Como é a rede de atendimento à mulher vítima de agressão em Anápolis? A cidade oferece suporte para acolhimento?
Temos hoje, além da delegacia especializada, o Centro de Referência do município que oferece entre outros benefícios, atendimento jurídico e social. Existe esse acolhimento. Infelizmente Anápolis ainda não tem a casa-abrigo, quando necessitamos colocar uma mulher em um local assim, mandamos para Goiânia.

Existe demanda criminal que justifique a criação de uma vara específica no Judiciário para tratar da violência doméstica?

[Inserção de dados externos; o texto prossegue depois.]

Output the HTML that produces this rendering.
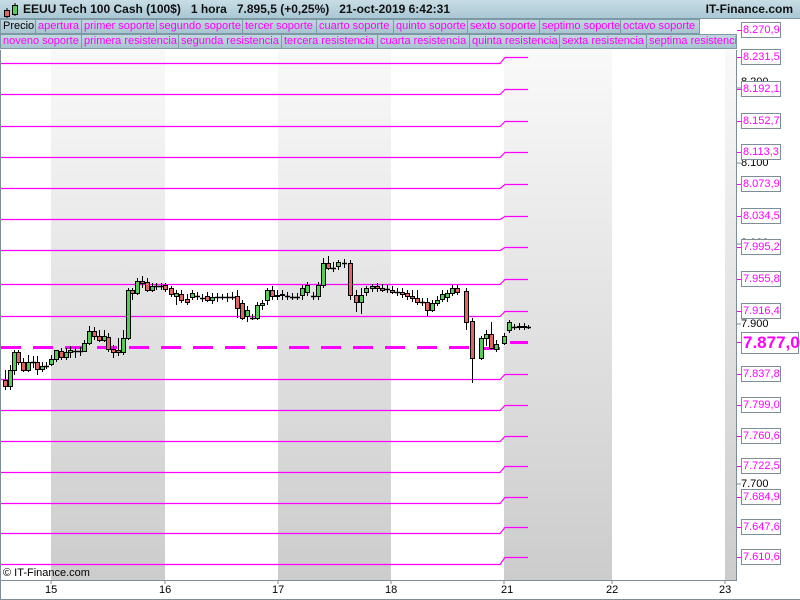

Com certeza. A Polícia Civil, no final do ano de 2016, fez um levantamento estatístico compreendendo todas as delegacias da nossa regional e ficou comprovado que a delegacia que mais encaminha procedimentos ao Judiciário é a Delegacia da Mulher. Isso por si só já justificaria a necessidade de um juizado específico. Além dessa questão, seria bem melhor que todos os envolvidos nessa causa, seja promotor, juiz ou delegado, atuassem em comunhão, tratando do assunto diretamente um com o outro.

Que mensagem a senhora tem para deixar às mulheres pela passagem do dia 8 de março?
A mensagem que eu deixo, em meu nome, e de todos os servidores da Delegacia da Mulher, porque aqui somos uma equipe, é que a mulher já conquistou seu espaço na sociedade. Estamos em todos os meios, mas a principal coisa que temos para conquistar e valorizar são a nossa dignidade. Não podemos deixar nada e ninguém ferir essa dignidade, seja com agressões verbais ou com agressões físicas. A mulher precisa entender isso. Acredito que nunca vamos chegar a um número zero de agressão, sempre vai existir, isso vem desde os primórdios, mas nós temos o poder sim de diminuir esse número. Basta querer.